Presiden Joko Widodo (Jokowi)
INDOPOST, JAKARTA - Presiden Joko Widodo (Jokowi) 31 Desember 2016 lalu telah menandatangani Peraturan Presiden (Perpres) Nomor 125 Tahun 2016 tentang Penanganan Pengungsi Dari Luar Negeri, hal ini sesuai dengan Pasal 27 ayat (2) Undang-Undang Nomor 37 Tahun 1999 tentang Hubungan Luar Negeri.
Perpres ini menyebutkan penanganan Pengungsi dilakukan berdasarkan kerja sama antara Pemerintah pusat dengan Perserikatan Bangsa-Bangsa (PBB) melalui Komisariat Tinggi Urusan Pengungsi di Indonesia dan/atau organisasi internasional, yang merupakan organisasi internasional di bidang urusan migrasi atau di bidang kemanusiaan yang memiliki perjanjian dengan pemerintah pusat.
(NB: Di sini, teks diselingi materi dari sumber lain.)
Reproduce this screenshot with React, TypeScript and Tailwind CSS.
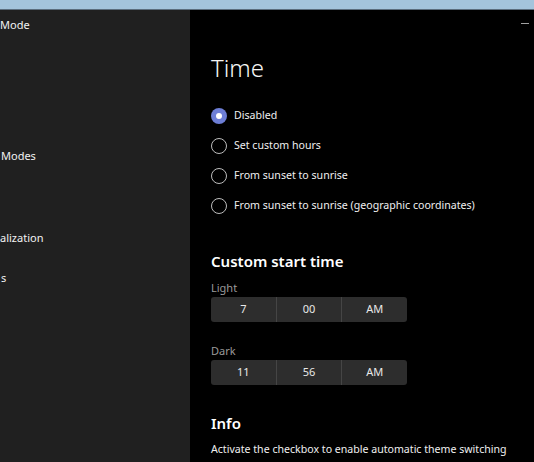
import React from "react";

const font = { fontFamily: '"Noto Sans", "Open Sans", sans-serif' };

function Radio({ checked, label }: { checked?: boolean; label: string }) {
  return (
    <div className="flex items-center h-[30px]">
      {checked ? (
        <div className="w-[16px] h-[16px] rounded-full bg-[#6d7ed6] flex items-center justify-center">
          <div className="w-[6px] h-[6px] rounded-full bg-white" />
        </div>
      ) : (
        <div className="w-[16px] h-[16px] rounded-full border border-[#bdbdbd]" />
      )}
      <span className="ml-[7px] text-[10.6px] text-[#f0f0f0]">{label}</span>
    </div>
  );
}

function Picker({ a, b, c }: { a: string; b: string; c: string }) {
  return (
    <div className="flex w-[196px] h-[25px] rounded-[3px] bg-[#2d2d2d] text-[11px] text-[#e8e8e8]">
      <div className="flex-1 flex items-center justify-center border-r border-[#454545]">{a}</div>
      <div className="flex-1 flex items-center justify-center border-r border-[#454545]">{b}</div>
      <div className="flex-1 flex items-center justify-center">{c}</div>
    </div>
  );
}

export default function App() {
  return (
    <div className="w-[534px] h-[462px] overflow-hidden flex flex-col bg-black" style={font}>
      <div className="h-[9px] bg-[#a4c4dc]" />
      <div className="h-[1px] bg-[#5c6e7e]" />
      <div className="flex flex-1">
        <div className="w-[190px] bg-[#202020] text-[11px] text-[#f2f2f2] overflow-hidden relative">
          <div className="ml-[0px] mt-[8px] leading-[14px]">Mode</div>
          <div className="mt-[117px] ml-[1px] leading-[14px]">Modes</div>
          <div className="mt-[68px] ml-[0px] leading-[14px]">alization</div>
          <div className="mt-[26px] ml-[1px] leading-[14px]">s</div>
        </div>
        <div className="flex-1 relative pl-[21px]">
          <div className="absolute right-[5px] top-[13px] w-[8px] h-[1px] bg-[#a0a0a0]" />
          <div className="mt-[42px] text-[24px] font-light text-[#f5f5f5] leading-[32px]">Time</div>
          <div className="mt-[17px] flex flex-col">
            <Radio checked label="Disabled" />
            <Radio label="Set custom hours" />
            <Radio label="From sunset to sunrise" />
            <Radio label="From sunset to sunrise (geographic coordinates)" />
          </div>
          <div className="mt-[30px] text-[15px] font-semibold text-white leading-[20px]">Custom start time</div>
          <div className="mt-[10px] text-[11px] text-[#9a9a9a] leading-[14px]">Light</div>
          <div className="mt-[2px]"><Picker a="7" b="00" c="AM" /></div>
          <div className="mt-[22px] text-[11px] text-[#9a9a9a] leading-[14px]">Dark</div>
          <div className="mt-[2px]"><Picker a="11" b="56" c="AM" /></div>
          <div className="mt-[28px] text-[15px] font-semibold text-white leading-[20px]">Info</div>
          <div className="mt-[9px] text-[10.6px] text-[#f0f0f0] leading-[14px]">Activate the checkbox to enable automatic theme switching</div>
        </div>
      </div>
    </div>
  );
}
“Penanganan Pengungsi memperhatikan ketentuan internasional yang berlaku umum dan sesuai dengan ketentuan peraturan perundang-undangan,” sebut Pasal 3 Perpres ini.
Perpres ini juga mengatakan penanganan pengungsi dikoordinasikan oleh Menteri (yang mengoordinasikan urusan pemerintahan di bidang politik, hukum, dan keamanan). Koordinasi dimaksud dalam rangka perumusan kebijakan meliputi: a. Penemuan; b. Penampungan; c. Pengamanan; dan d. Pengawasan keimigrasian.
Penemuan Pengungsi dalam keadaan darurat di perairan wilayah Indonesia, sesuai Perpres ini, dikoordinasikan dan dilaksanakan oleh lembaga yang menyelenggarakan urusan di bidang Pencarian dan Pertolongan.
“Lembaga yang menyelenggarakan urusan di bidang Pencarian dan Pertolongan melaksanakan operasi Pencarian dan Pertolongan terhadap kapal yang diduga berisi Pengungsi yang melakukan panggilan darurat,” bunyi Pasal 6 Perpres ini.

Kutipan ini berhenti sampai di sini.